Già, forse l’America ha tributato un grande successo al film di Phillips perché somiglia un po’ troppo alla Gotham City povera, decadente e sinistra raccontata nei fotogrammi della pellicola
La Gotham City di Joker è il campione di una situazione più ampia: la politica, in questo caso rappresentata da Thomas Wayne, abbandona i più bisognosi. L’assistenza sociale è scadente, e non è un caso che Fleck accusi l’assistente sociale di non ascoltarlo. Ma questo è proprio il minimo. Ci sono i bulli che lo pestano mentre lavora come clown e quelli che incontra in metro, c’è il datore di lavoro che non gli crede. E c’è la madre che gli mente sulle sue origini. Perfino il presentatore di un talk show, Murray Franklin (un superbo De Niro) lo prende in giro per la sua esibizione in un cabaret. La società diventa carnefice e non più vittima, perché scatena la rivalsa. Anche il parallelo con Bruce Wayne è lampante ed inquieta, perché di fronte a questo provocatorio capovolgimento narrativo, il giustiziere non è altro che un figlio di papà. Infine ci sono gli omaggi fatti a Martin Scorsese. Innanzitutto la somiglianza tra Fleck e l’indimenticabile Travis Bickle di Taxi driver. E poi i sobborghi di Gotham somigliano sin troppo a quelli di Gangs of New York. Infine, il Murray Franklin, impersonato da Robert De Niro, richiama il personaggio di Re per una notte interpretato da lui stesso. Scorsese, val la pena di aggiungere, è stato il primo produttore di Jocker.

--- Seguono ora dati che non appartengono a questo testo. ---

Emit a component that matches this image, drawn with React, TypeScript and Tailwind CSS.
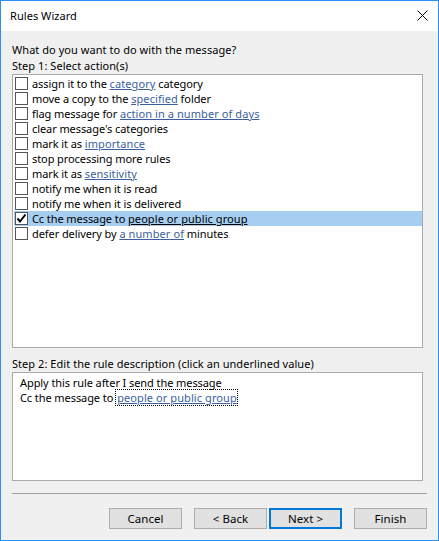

Todd Phillips è riuscito a dare un forte impatto con il suo Joker. Senza alcuna banalità, senza ricadere nel racconto scontato del primo capitolo della storia di un personaggio cardine della saga di Batman. Riesce, infatti, ad andare oltre: parla della società degli anni ’80, presentati come l’origine dei mali contemporanei. Gratta via la patina e i lustrini di una narrazione spesso bidimensionale, passata tal quale dai fumetti al cinema (e viceversa).
E in Joker scopriamo che il Cavaliere è più nero di quanto non sembri e che la cattiveria, il più delle volte, è l’unica alternativa alla sfiga. Così va la vita. E pure il cinema.